Records from a data collection
[start]

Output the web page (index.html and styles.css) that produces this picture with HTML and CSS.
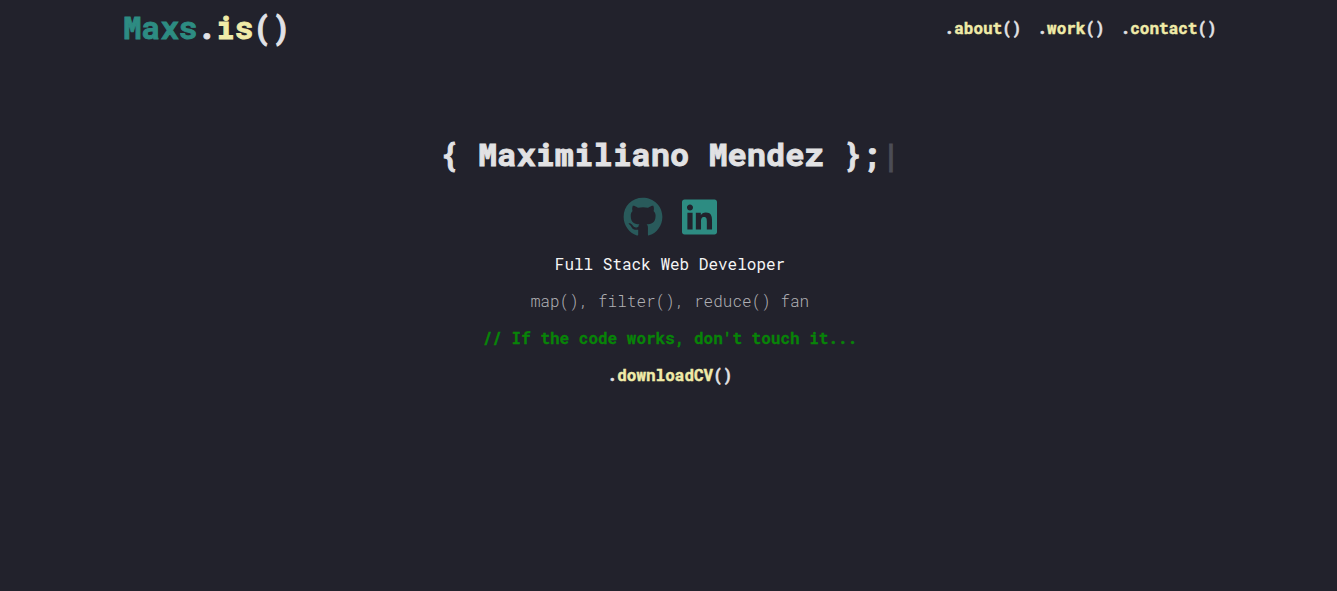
FILE: index.html
```html
<!DOCTYPE html>
<html lang="en">
<head>
<meta charset="utf-8">
<meta name="viewport" content="width=device-width, initial-scale=1">
<title>Maxs.is()</title>
<link rel="stylesheet" href="styles.css">
</head>
<body>
<header class="header">
  <a class="logo" href="#"><span class="brand">Maxs</span>.<span class="fn">is</span>()</a>
  <nav class="nav">
    <a href="#about">.<span class="fn">about</span>()</a>
    <a href="#work">.<span class="fn">work</span>()</a>
    <a href="#contact">.<span class="fn">contact</span>()</a>
  </nav>
</header>
<main class="hero">
  <h1 class="title">{ Maximiliano Mendez };<span class="cursor">|</span></h1>
  <div class="social">
    <a class="github" href="#github" aria-label="GitHub"><svg width="40" height="40" viewBox="0 0 496 512" fill="currentColor"><path d="M165.900 397.400c0 2-2.300 3.600-5.200 3.600-3.300.3-5.600-1.300-5.600-3.600 0-2 2.300-3.600 5.200-3.600 3-.3 5.600 1.300 5.600 3.600zM244.800 8C106.100 8 0 113.300 0 252c0 110.900 69.800 205.800 169.500 239.200 12.800 2.300 17.300-5.600 17.300-12.100 0-6.200-.3-40.400-.3-61.400 0 0-70 15-84.700-29.800 0 0-11.400-29.100-27.800-36.600 0 0-22.900-15.700 1.600-15.400 0 0 24.900 2 38.600 25.800 21.900 38.600 58.600 27.500 72.900 20.900 2.300-16 8.800-27.100 16-33.700-55.900-6.200-112.300-14.300-112.300-110.500 0-27.500 7.600-41.300 23.600-58.900-2.600-6.500-11.100-33.300 2.600-67.900 20.900-6.500 69 27 69 27 20-5.600 41.500-8.500 62.800-8.500s42.800 2.900 62.800 8.500c0 0 48.100-33.600 69-27 13.700 34.700 5.200 61.400 2.600 67.900 16 17.700 25.800 31.500 25.800 58.900 0 96.500-58.900 104.200-114.800 110.500 9.200 7.900 17 22.900 17 46.400 0 33.700-.3 75.400-.3 83.600 0 6.500 4.600 14.400 17.300 12.100C428.200 457.800 496 362.900 496 252 496 113.300 383.500 8 244.800 8z"/></svg></a>
    <a class="linkedin" href="#linkedin" aria-label="LinkedIn"><svg width="35" height="40" viewBox="0 0 448 512" fill="currentColor"><path d="M416 32H31.900C14.300 32 0 46.500 0 64.300v383.400C0 465.500 14.300 480 31.900 480H416c17.600 0 32-14.500 32-32.300V64.300c0-17.800-14.400-32.300-32-32.300zM135.400 416H69V202.200h66.500V416zm-33.200-243c-21.300 0-38.500-17.300-38.500-38.500S80.900 96 102.200 96c21.200 0 38.500 17.300 38.500 38.500 0 21.300-17.200 38.500-38.500 38.500zm282.100 243h-66.400V312c0-24.800-.5-56.700-34.500-56.700-34.600 0-39.900 27-39.900 54.900V416h-66.400V202.200h63.700v29.200h.9c8.900-16.800 30.600-34.500 62.900-34.500 67.200 0 79.700 44.300 79.700 101.900V416z"/></svg></a>
  </div>
  <p>Full Stack Web Developer</p>
  <p class="light">map(), filter(), reduce() fan</p>
  <p class="comment">// If the code works, don't touch it...</p>
  <a class="download" href="#cv">.<span class="fn">downloadCV</span>()</a>
</main>
</body>
</html>
```
FILE: styles.css
```css
body {
  margin: 0;
  background: #22222c;
  color: #f5f5f5;
  font: 16px/21px "Roboto Mono", "DejaVu Sans Mono", monospace;
}

a {
  color: #e2e2e6;
  font-weight: 700;
  text-decoration: none;
  -webkit-text-stroke: 0.03em;
}

.header {
  display: flex;
  justify-content: space-between;
  align-items: center;
  height: 54px;
  padding: 0 9% 0 123px;
}

.logo {
  font-size: 31px;
  line-height: 40px;
}

.nav {
  display: flex;
  gap: 16px;
}

.brand {
  color: #2d8c82;
}

.fn {
  color: #f0eba8;
}

.hero {
  display: flex;
  flex-direction: column;
  align-items: center;
  gap: 16px;
  padding: 79px 16px 32px 19px;
  text-align: center;
}

.title {
  margin: 0;
  color: #e2e2e4;
  font-size: 32px;
  line-height: 42px;
  -webkit-text-stroke: 0.03em;
}

.cursor {
  color: #4c4c56;
}

.social {
  display: flex;
  gap: 19px;
  padding: 6px 0 0;
}

.social a {
  display: flex;
}

.social .github {
  color: #295a5b;
}

.social .linkedin {
  color: #2d8c82;
}

p {
  margin: 0;
}

.light {
  color: #b0b0b4;
  font-weight: 300;
}

.comment {
  color: #088408;
  font-weight: 700;
  -webkit-text-stroke: 0.02em;
}
```
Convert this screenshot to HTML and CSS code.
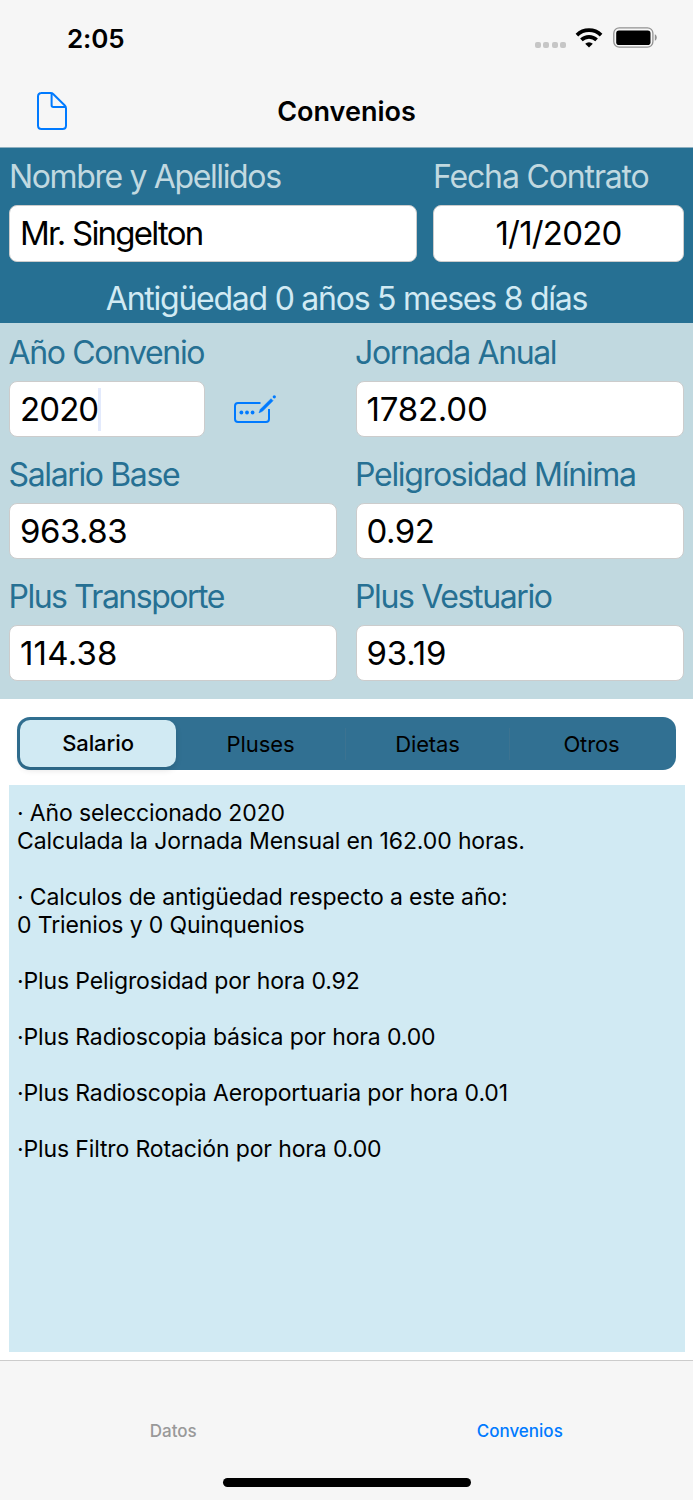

[end]

> **Written request**
Without including any pictures, reproduce the listing exactly.

> **Finished task**
Output the web page (index.html and styles.css) that produces this picture with HTML and CSS.
FILE: index.html
```html
<!DOCTYPE html>
<html lang="en">
<head>
<meta charset="utf-8">
<meta name="viewport" content="width=device-width, initial-scale=1">
<title>Maxs.is()</title>
<link rel="stylesheet" href="styles.css">
</head>
<body>
<header class="header">
  <a class="logo" href="#"><span class="brand">Maxs</span>.<span class="fn">is</span>()</a>
  <nav class="nav">
    <a href="#about">.<span class="fn">about</span>()</a>
    <a href="#work">.<span class="fn">work</span>()</a>
    <a href="#contact">.<span class="fn">contact</span>()</a>
  </nav>
</header>
<main class="hero">
  <h1 class="title">{ Maximiliano Mendez };<span class="cursor">|</span></h1>
  <div class="social">
    <a class="github" href="#github" aria-label="GitHub"><svg width="40" height="40" viewBox="0 0 496 512" fill="currentColor"><path d="M165.900 397.400c0 2-2.300 3.600-5.200 3.600-3.300.3-5.600-1.300-5.600-3.600 0-2 2.300-3.600 5.200-3.600 3-.3 5.600 1.300 5.600 3.600zM244.800 8C106.100 8 0 113.300 0 252c0 110.900 69.800 205.800 169.500 239.200 12.800 2.300 17.300-5.600 17.300-12.100 0-6.200-.3-40.400-.3-61.400 0 0-70 15-84.700-29.800 0 0-11.400-29.100-27.800-36.600 0 0-22.900-15.700 1.600-15.400 0 0 24.900 2 38.600 25.800 21.900 38.600 58.600 27.500 72.900 20.900 2.300-16 8.800-27.100 16-33.700-55.900-6.200-112.300-14.300-112.300-110.500 0-27.500 7.600-41.300 23.600-58.900-2.600-6.500-11.100-33.300 2.600-67.900 20.900-6.500 69 27 69 27 20-5.600 41.500-8.500 62.800-8.500s42.800 2.900 62.800 8.500c0 0 48.100-33.600 69-27 13.700 34.700 5.200 61.400 2.600 67.900 16 17.700 25.800 31.500 25.800 58.900 0 96.500-58.900 104.200-114.800 110.500 9.200 7.900 17 22.900 17 46.400 0 33.700-.3 75.400-.3 83.600 0 6.500 4.600 14.400 17.300 12.100C428.200 457.800 496 362.900 496 252 496 113.300 383.500 8 244.800 8z"/></svg></a>
    <a class="linkedin" href="#linkedin" aria-label="LinkedIn"><svg width="35" height="40" viewBox="0 0 448 512" fill="currentColor"><path d="M416 32H31.900C14.300 32 0 46.500 0 64.300v383.400C0 465.500 14.300 480 31.900 480H416c17.600 0 32-14.500 32-32.300V64.300c0-17.800-14.400-32.300-32-32.300zM135.400 416H69V202.200h66.500V416zm-33.200-243c-21.300 0-38.500-17.300-38.500-38.500S80.900 96 102.200 96c21.200 0 38.500 17.300 38.500 38.500 0 21.300-17.200 38.500-38.500 38.500zm282.100 243h-66.400V312c0-24.800-.5-56.700-34.500-56.700-34.600 0-39.900 27-39.900 54.900V416h-66.400V202.200h63.700v29.200h.9c8.900-16.800 30.600-34.500 62.900-34.500 67.200 0 79.700 44.300 79.700 101.900V416z"/></svg></a>
  </div>
  <p>Full Stack Web Developer</p>
  <p class="light">map(), filter(), reduce() fan</p>
  <p class="comment">// If the code works, don't touch it...</p>
  <a class="download" href="#cv">.<span class="fn">downloadCV</span>()</a>
</main>
</body>
</html>
```
FILE: styles.css
```css
body {
  margin: 0;
  background: #22222c;
  color: #f5f5f5;
  font: 16px/21px "Roboto Mono", "DejaVu Sans Mono", monospace;
}

a {
  color: #e2e2e6;
  font-weight: 700;
  text-decoration: none;
  -webkit-text-stroke: 0.03em;
}

.header {
  display: flex;
  justify-content: space-between;
  align-items: center;
  height: 54px;
  padding: 0 9% 0 123px;
}

.logo {
  font-size: 31px;
  line-height: 40px;
}

.nav {
  display: flex;
  gap: 16px;
}

.brand {
  color: #2d8c82;
}

.fn {
  color: #f0eba8;
}

.hero {
  display: flex;
  flex-direction: column;
  align-items: center;
  gap: 16px;
  padding: 79px 16px 32px 19px;
  text-align: center;
}

.title {
  margin: 0;
  color: #e2e2e4;
  font-size: 32px;
  line-height: 42px;
  -webkit-text-stroke: 0.03em;
}

.cursor {
  color: #4c4c56;
}

.social {
  display: flex;
  gap: 19px;
  padding: 6px 0 0;
}

.social a {
  display: flex;
}

.social .github {
  color: #295a5b;
}

.social .linkedin {
  color: #2d8c82;
}

p {
  margin: 0;
}

.light {
  color: #b0b0b4;
  font-weight: 300;
}

.comment {
  color: #088408;
  font-weight: 700;
  -webkit-text-stroke: 0.02em;
}
```
Convert this screenshot to HTML and CSS code.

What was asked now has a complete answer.